Given the way the night had gone, you might expect me to say that even now, the three-run lead didn't feel safe, but it did. When he's given some working room, Billy Wagner is as good as there is, and Tampa Bay had no chance against him in the ninth. Wagner struck out two and earned his seventeenth save of the season, drawing ever closer to Dave Smith's club record in that department and protecting the fortunate win for Dotel (5-1). It wasn't an artistic victory, by any means, but the important thing was that the Astros recovered from the disaster of blowing the lead and won a game that they dared not let slip away. I'll also pay Tampa Bay the compliment of hustling and never giving up as they mounted their lengthy comeback, but at the same time, I'd gladly let them take the moral victory over the tangible one the Astros picked up.We know that Jonathan Johnson will start Saturday in game two for Houston; we do not know who Tampa Bay's starting pitcher will be.
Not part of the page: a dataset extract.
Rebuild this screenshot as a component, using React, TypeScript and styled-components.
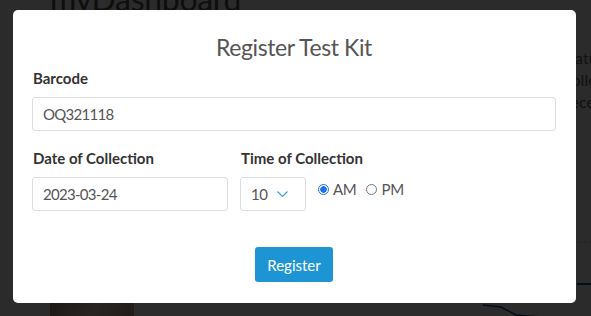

Richard Hidalgo is due back off the DL Saturday, a piece of long-awaited good news for the ballclub, although whether he'll start and how well he'll be able to play are questions that must be answered. Another bit of good news is that Tim Redding has been ok'ed to start Sunday's series finale. With a little luck, the Astros might be going for another sweep by then. We'll see.